### What to work on
Where a line in the listing below contains the word "this", copy that line.

### Data extract
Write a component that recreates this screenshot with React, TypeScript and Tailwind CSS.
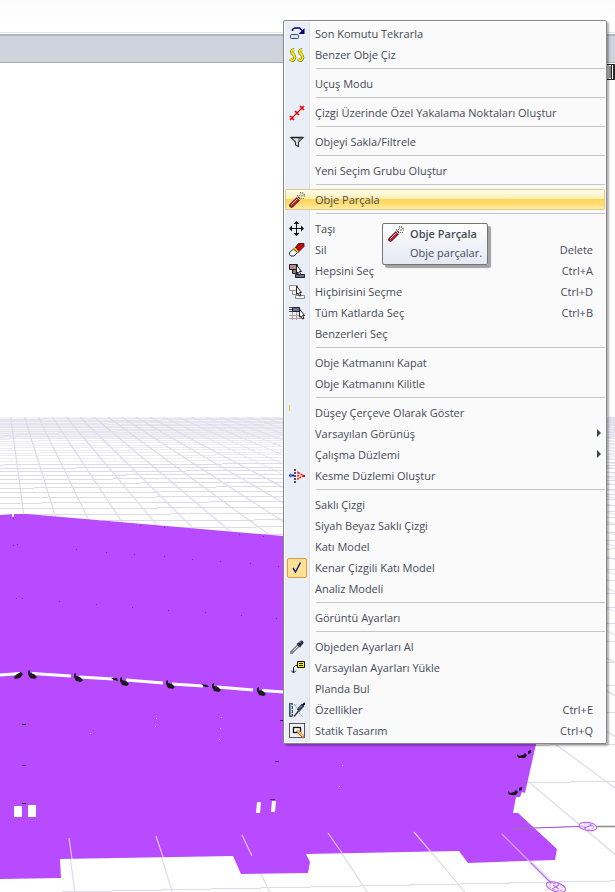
import React from 'react';

interface MenuItem {
  label: string;
  icon?: React.ReactNode;
  shortcut?: string;
  submenu?: boolean;
  checked?: boolean;
  active?: boolean;
}

function Icon({ children }: { children: React.ReactNode }) {
  return (
    <svg viewBox="0 0 16 16" className="size-4 shrink-0" fill="none" aria-hidden="true">
      {children}
    </svg>
  );
}

const RepeatIcon = () => (
  <Icon>
    <path d="M3.500 5V3.500L5.500 2h5L13 4.500" stroke="#00007b" strokeWidth="1.500" />
    <path d="M15.500 2v6H9.500z" fill="#00007b" />
    <rect x="1.500" y="8.500" width="8" height="4" rx="1" fill="#d5e3f2" stroke="#34506f" />
  </Icon>
);

const SimilarIcon = () => (
  <Icon>
    {[0, 8].map(x => (
      <g key={x} transform={`translate(${x} 0)`}>
        <path d="M5 2.500C2.500 3 2 5 3.500 6.500S6.500 9 5.500 11.500 3 14 1 12" stroke="#5c5c20" strokeWidth="3" />
        <path d="M5 2.500C2.500 3 2 5 3.500 6.500S6.500 9 5.500 11.500 3 14 1 12" stroke="#fff200" strokeWidth="1.800" />
      </g>
    ))}
  </Icon>
);

const SnapIcon = () => (
  <Icon>
    <path d="M1 15 15 1" stroke="#222" />
    <path d="M1 11l4 4M1 15l4-4M6 6l4 4M6 10l4-4M11 1l4 4M11 5l4-4" stroke="#f00000" strokeWidth="1.600" />
  </Icon>
);

const FilterIcon = () => (
  <Icon>
    <path d="M2 3.500h12L9.500 8v4.500L6.500 11V8z" fill="#dfe5e2" stroke="#3a3a44" strokeWidth="1.200" />
    <path d="M9 4l4 0L9 8z" fill="#8b93a0" />
    <path d="M2 3.500h12" stroke="#222" strokeWidth="1.500" />
  </Icon>
);

const ExplodeIcon = () => (
  <Icon>
    <path d="M2.500 13.500 9 7" stroke="#3a0a10" strokeWidth="4.500" strokeLinecap="round" />
    <path d="M2.500 13.500 9 7" stroke="#d02435" strokeWidth="2.800" strokeLinecap="round" />
    <path d="M2.500 12.500 8 7" stroke="#f7c4c6" />
    <path d="M8 5l3 3" stroke="#eee" />
    <path d="M8 3l1 1M11 0l1 1M10 4l1-1M14 0l-1 2M16 2l-2 1M12 4l2 0M14 6l1 1M11 2l1 0M12 6l1 1M15 4l1 0" stroke="#6f6b62" />
  </Icon>
);

const MoveIcon = () => (
  <Icon>
    <path d="M7.500 2v12M2 7.500h12" stroke="#111" />
    <path d="M7.500 0l3 3h-6zM7.500 15l3-3h-6zM0 7.500l3-3v6zM15 7.500l-3-3v6z" fill="#111" />
  </Icon>
);

const EraserIcon = () => (
  <Icon>
    <path d="M9.500 1.500H15v3L8.500 11 5 7z" fill="#f00000" stroke="#111" strokeWidth=".8" />
    <path d="M6.500 6.500 11.500 2M8 8.500l6.500-6" stroke="#300" strokeWidth=".9" />
    <path d="M4.500 7 6 5.500 9.500 9.500 8.500 11z" fill="#ffe800" />
    <path d="M.5 10.500 4.500 7l4 3.500-3.500 3.500H2L.5 12.500z" fill="#fff" stroke="#111" strokeWidth=".9" />
  </Icon>
);

function SelectIcon({ filled }: { filled?: boolean }) {
  const line = filled ? '#222' : '#8f8f8f';
  return (
    <Icon>
      <path d="M.5 1.500h8v5h-8z" fill={filled ? '#b98a94' : '#f4f4f4'} stroke={line} />
      <path d="M3.500 6.500h5v4h-5z" fill={filled ? '#9c7684' : '#f4f4f4'} stroke={line} />
      <path d="M6.500 11.500h9v3h-9z" fill={filled ? '#6a6d9c' : '#f4f4f4'} stroke={line} />
      <path d="M7.500 2v8l1.500-1 1.500 3 1.500-.5-1.500-3h2z" fill="#fff" stroke="#111" strokeWidth=".9" />
    </Icon>
  );
}

const FloorsIcon = () => (
  <Icon>
    <path d="M0 6.500h12M0 10.500h12M3.500 7v8M7.500 7v8M11.500 7v6M0 13.500h13" stroke="#b59a9a" />
    <path d="M3.500 2.500h7v4h-7z" fill="#6a6d9c" stroke="#222" />
    <path d="M0 2.500h3M0 4.500h3M0 6.500h3" stroke="#444" />
    <path d="M10.500 4v8l1.500-1 1.500 3 1.500-.5-1.500-3h2z" fill="#fff" stroke="#111" strokeWidth=".9" />
  </Icon>
);

const SectionIcon = () => (
  <Icon>
    <path d="M0 7.500h5" stroke="#0020e0" strokeWidth="2" />
    <path d="M1 5v5L3 7.500z" fill="#5f7be0" />
    <path d="M6 1v14" stroke="#111" strokeWidth="1.400" strokeDasharray="2 1" />
    <path d="M9 4.500 14.500 7.500 9 11z" stroke="#f01818" strokeWidth="1.400" strokeDasharray="2 1" fill="#fbd9d9" />
    <rect x="14" y="7" width="2" height="2" fill="#e00000" />
  </Icon>
);

const CheckIcon = () => (
  <span className="flex size-5 items-center justify-center rounded-xs border border-[#f29536] bg-[#ffe294]">
    <Icon>
      <path d="M4 8 6.500 12 11.500 2.500" stroke="#1f2a80" strokeWidth="1.600" />
    </Icon>
  </span>
);

const PickIcon = () => (
  <Icon>
    <path d="M2.500 13.500 9 7" stroke="#333" strokeWidth="2.800" />
    <path d="M3 13 9.500 6.500" stroke="#f4f4f4" strokeWidth="1.200" />
    <path d="M8 4.500 11.500 8" stroke="#111" strokeWidth="1.200" />
    <path d="M10.500 5.500 12.500 3.500" stroke="#25304e" strokeWidth="4" strokeLinecap="round" />
    <path d="M10.500 4 12 2.500" stroke="#9aa7c4" />
    <rect x="1" y="12" width="3" height="3" fill="#888" />
  </Icon>
);

const LoadIcon = () => (
  <Icon>
    <path d="M8.500 1.500h7v6h-7z" fill="#fff000" stroke="#111" />
    <path d="M10 3.500h4M10 5.500h4" stroke="#111" />
    <path d="M8 5.500H6.500L4.500 7.500v5M2 10.500l2.500 2.500L7 10.500" stroke="#111" />
  </Icon>
);

const PropertiesIcon = () => (
  <Icon>
    <path d="M.5 1.500h3v13h-3z" fill="#7c93a9" stroke="#3b5168" />
    <path d="M2 3.500h2M2 5.500h1M2 7.500h2M2 9.500h1M2 11.500h2" stroke="#e2eaf1" />
    <path d="M5 2l4 5M8 9l6 6M6 4l2-2" stroke="#9a9a9a" strokeDasharray="2 1" />
    <path d="M5 14.500 10 8.500" stroke="#444" strokeWidth="1.600" />
    <path d="M9 8.500 14 3" stroke="#27415c" strokeWidth="3.600" />
    <path d="M13.500 3.500 16 1" stroke="#111" strokeWidth="2" />
    <path d="M10 6.500l3-3" stroke="#8fa8c0" />
  </Icon>
);

const StaticIcon = () => (
  <Icon>
    <rect x=".5" y=".5" width="15" height="14" fill="#eef0f4" stroke="#555" />
    <rect x="4.500" y="4.500" width="7" height="5" fill="#fff" stroke="#111" strokeWidth="1.300" />
    <path d="M8 7.500l7 7" stroke="#a5642c" strokeWidth="3" />
    <path d="M8 7l6.500 6.500" stroke="#f5bd72" strokeWidth="1.800" />
  </Icon>
);

const menuGroups: MenuItem[][] = [
  [
    { label: 'Son Komutu Tekrarla', icon: <RepeatIcon /> },
    { label: 'Benzer Obje Çiz', icon: <SimilarIcon /> }
  ],
  [{ label: 'Uçuş Modu' }],
  [{ label: 'Çizgi Üzerinde Özel Yakalama Noktaları Oluştur', icon: <SnapIcon /> }],
  [{ label: 'Objeyi Sakla/Filtrele', icon: <FilterIcon /> }],
  [{ label: 'Yeni Seçim Grubu Oluştur' }],
  [{ label: 'Obje Parçala', icon: <ExplodeIcon />, active: true }],
  [
    { label: 'Taşı', icon: <MoveIcon /> },
    { label: 'Sil', icon: <EraserIcon />, shortcut: 'Delete' },
    { label: 'Hepsini Seç', icon: <SelectIcon filled />, shortcut: 'Ctrl+A' },
    { label: 'Hiçbirisini Seçme', icon: <SelectIcon />, shortcut: 'Ctrl+D' },
    { label: 'Tüm Katlarda Seç', icon: <FloorsIcon />, shortcut: 'Ctrl+B' },
    { label: 'Benzerleri Seç' }
  ],
  [{ label: 'Obje Katmanını Kapat' }, { label: 'Obje Katmanını Kilitle' }],
  [
    {
      label: 'Düşey Çerçeve Olarak Göster',
      icon: <Icon><path d="M.5 0v6" stroke="#e8cf3a" /></Icon>
    },
    { label: 'Varsayılan Görünüş', submenu: true },
    { label: 'Çalışma Düzlemi', submenu: true },
    { label: 'Kesme Düzlemi Oluştur', icon: <SectionIcon /> }
  ],
  [
    { label: 'Saklı Çizgi' },
    { label: 'Siyah Beyaz Saklı Çizgi' },
    { label: 'Katı Model' },
    { label: 'Kenar Çizgili Katı Model', icon: <CheckIcon />, checked: true },
    { label: 'Analiz Modeli' }
  ],
  [{ label: 'Görüntü Ayarları' }],
  [
    { label: 'Objeden Ayarları Al', icon: <PickIcon /> },
    { label: 'Varsayılan Ayarları Yükle', icon: <LoadIcon /> },
    { label: 'Planda Bul' },
    { label: 'Özellikler', icon: <PropertiesIcon />, shortcut: 'Ctrl+E' },
    { label: 'Statik Tasarım', icon: <StaticIcon />, shortcut: 'Ctrl+Q' }
  ]
];

function MenuRow({ item }: { item: MenuItem }) {
  return (
    <button
      type="button"
      role={item.checked ? 'menuitemcheckbox' : 'menuitem'}
      aria-checked={item.checked}
      aria-haspopup={item.submenu ? 'menu' : undefined}
      className={
        item.active
          ? 'flex h-[21px] w-full items-center rounded-xs bg-[linear-gradient(#fffef4,#fdeeb4_48%,#ffd754_50%,#ffdf7c_75%,#fff0b4)] text-left inset-ring inset-ring-[#dccb84]'
          : 'flex h-[21px] w-full items-center text-left'
      }
    >
      <span className="flex w-6 shrink-0 justify-center">{item.icon}</span>
      <span className="grow pt-0.5 pl-1.5 whitespace-nowrap">{item.label}</span>
      {item.shortcut && <span className="pt-0.5 pr-3">{item.shortcut}</span>}
      {item.submenu && (
        <svg viewBox="0 0 4 8" className="mr-1 mb-0.5 h-2 w-1" aria-hidden="true">
          <path d="M0 0l4 4-4 4z" fill="#3d4450" />
        </svg>
      )}
    </button>
  );
}

function ContextMenu() {
  return (
    <div
      role="menu"
      className="absolute top-5 left-[283px] w-[324px] rounded-xs border border-[#868686] bg-white p-px shadow-[2px_2px_2px_rgba(0,0,0,0.3)]"
    >
      <div className="bg-linear-to-r from-[#e9eef7] from-[24px] via-[#c5c5c5] via-[24px] to-[#fafafa] to-[25px] py-px">
        {menuGroups.map((group, i) => (
          <React.Fragment key={i}>
            {i > 0 && <div role="separator" className="mt-[3px] mb-1 ml-[31px] h-px bg-[#c5c5c5]" />}
            {group.map(item => (
              <MenuRow key={item.label} item={item} />
            ))}
          </React.Fragment>
        ))}
      </div>
    </div>
  );
}

function Tooltip() {
  return (
    <div
      role="tooltip"
      className="absolute top-[223px] left-[382px] flex gap-1.5 rounded-xs border border-[#767676] bg-linear-to-b from-white to-[#e4e8f3] px-[5px] pb-0.5 shadow-[3px_3px_1px_rgba(0,0,0,0.35)]"
    >
      <div className="pt-0.5">
        <ExplodeIcon />
      </div>
      <div className="leading-[19px] whitespace-nowrap">
        <p className="font-semibold">Obje Parçala</p>
        <p>Obje parçalar.</p>
      </div>
    </div>
  );
}

// Ground grid seen in perspective, both line families meet on this level
const VANISH_Y = 338;
const FAR_Y = 417;

const depthLines = Array.from({ length: 44 }, (_, i) => {
  const slope = 0.135 + 0.176 * i;
  return { x1: slope * (FAR_Y - VANISH_Y), x2: slope * (900 - VANISH_Y) };
});

const crossLines = Array.from({ length: 53 }, (_, n) => {
  const h = 1 / (0.001842 + 0.000207 * n);
  return { y1: VANISH_Y + h * (1 + 615 / 27000), y2: VANISH_Y + h, opacity: n > 30 ? 0.55 : 1 };
});

const joints = [
  [28, 674], [74, 677], [120, 681], [166, 684], [212, 687], [257, 691]
];

const specks = [
  [13, 518], [13, 545], [17, 544], [76, 549], [106, 552], [134, 554], [164, 556], [192, 559], [220, 561],
  [250, 563], [278, 566], [16, 598], [22, 598], [59, 601], [96, 604], [132, 607], [168, 610], [205, 612],
  [241, 615], [276, 618], [140, 525], [164, 527], [239, 534], [263, 536]
];

const sparks = [
  [156, 718], [155, 726], [90, 733], [221, 717], [220, 728], [219, 739], [342, 765], [339, 786]
];

function Scene() {
  return (
    <svg
      viewBox="0 63 615 829"
      preserveAspectRatio="xMinYMin slice"
      className="absolute inset-0 size-full"
      aria-hidden="true"
    >
      <path d="M0 417h615v22H0z" fill="#f1f1f6" />
      <g stroke="#dddbea">
        {crossLines.map((l, i) => (
          <line key={i} x1="0" y1={l.y1} x2="615" y2={l.y2} opacity={l.opacity} shapeRendering="crispEdges" />
        ))}
        {depthLines.map((l, i) => (
          <line key={i} x1={l.x1} y1={FAR_Y} x2={l.x2} y2="900" strokeWidth={i > 10 ? 0.8 : 1.2} />
        ))}
      </g>

      {/* building */}
      <path
        d="M0 515 14 514H27L283 536 560 600 536 744 525 793 522 792 520 797H516L513 813H518L557 849 555 860 468 863 459 851 306 854 310 862 308 873 241 874 233 856 60 859 61 878 0 879z"
        fill="#b84bff"
      />
      <g stroke="#dcc6f5" strokeWidth="1.200">
        <path d="M69 838 72 859M156 836 163 857M242 835 252 856M328 833 342 853M414 832 431 852" />
        <path d="M502 834 531 863" stroke="#d9a8fb" />
        <path d="M531 863 551 883" stroke="#b66cf0" />
      </g>

      <path
        d="M0 675 20 673.500M32 673.500 71 676M79 677 113 679M126 680 163 683M172 684 203 686M217 687 253 690M262 690.500 284 692"
        stroke="#fff"
        strokeWidth="3"
      />
      <g fill="#1b1b1b">
        <path d="M14 677l3-3 4-2 2 2-3 4-5 1z" />
        {joints.map(([x, y]) => (
          <path key={x} d={`M${x} ${y - 3}l2-1 0 3 4 1 3 3-2 2-5-1-2-4z`} />
        ))}
        <path d="M111 678l6 0 1 3-4-1zM201 684l6 1 2 2-4 0z" />
      </g>
      <g stroke="#222">
        <path d="M22 724.500h4M280 720.500h4M22 803.500h4" />
        <path d="M22 765.500h4M275 761.500h4M270 799.500h5" stroke="#57207a" />
      </g>
      <g fill="#fff">
        <path d="M14 806h8v11h-8zM28 805h8v12h-8zM257 802h4l-1 11h-4zM272 801h4l-1 11h-4z" />
        <path d="M12 514h2v3h-2z" />
      </g>
      <g fill="#702b9c">
        {specks.map(([x, y]) => <rect key={`${x}-${y}`} x={x} y={y} width="1" height="1" />)}
      </g>
      <g fill="#e3bdff">
        {sparks.map(([x, y]) => <rect key={`${x}-${y}`} x={x} y={y} width="1" height="1" />)}
      </g>

      <g fill="#151515">
        <path d="M517 754l2 2 4-1 2-2 2 2-2 3h-6l-2-2zM528 751l3-1 0 3-3 1z" />
        <path d="M508 791l2 2 4-1 2-2 2 2-2 3h-6l-2-2zM519 788l3-1 0 3-3 1z" />
      </g>

      {/* axis bubbles */}
      <path d="M513 828.500 534 828" stroke="#8e7a9c" />
      <path d="M534 828 579 826.500" stroke="#a24de0" />
      <path d="M597 826.500H615" stroke="#8a8a8a" strokeWidth="1.500" />
      <g stroke="#b44cf5" fill="none">
        <ellipse cx="588" cy="826.500" rx="9" ry="4" transform="rotate(8 588 826)" />
        <ellipse cx="588" cy="826.500" rx="6" ry="2.500" transform="rotate(8 588 826)" strokeDasharray="3 1" strokeWidth=".6" />
        <path d="M584 828l8-3" />
        <ellipse cx="556" cy="887" rx="10" ry="4.500" transform="rotate(18 556 887)" />
        <ellipse cx="556" cy="887" rx="7" ry="3" transform="rotate(18 556 887)" strokeDasharray="3 1" strokeWidth=".6" />
        <path d="M552 889l7-4M553 885l6 4" />
      </g>

      {/* view cube corner */}
      <path d="M604 64.500h11M604 79.500h11" stroke="#222" />
      <path d="M606 65h3v14h-3z" fill="#c9c9c9" />
      <path d="M609 66h2v12h-2z" fill="#8d8d8d" />
      <path d="M611.500 64v16" stroke="#222" />
      <path d="M613 64h2v16h-2z" fill="#2b2b2b" />
    </svg>
  );
}

export default function App() {
  return (
    <div className="relative flex min-h-screen flex-col overflow-hidden bg-white font-['Open_Sans','Noto_Sans',sans-serif] text-[11px] text-[#474b58]">
      <header>
        <div className="h-[33px] border-b border-[#e3e6e6] bg-linear-to-b from-[#fcfcfc] to-white" />
        <div className="mt-px h-[29px] border-t-2 border-b border-t-[#adb5be] border-b-[#a9adb8] bg-[#cfd3dd]" />
      </header>
      <main className="relative grow">
        <Scene />
      </main>
      <ContextMenu />
      <Tooltip />
    </div>
  );
}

### Response
Write a component that recreates this screenshot with React, TypeScript and Tailwind CSS.
// Ground grid seen in perspective, both line families meet on this level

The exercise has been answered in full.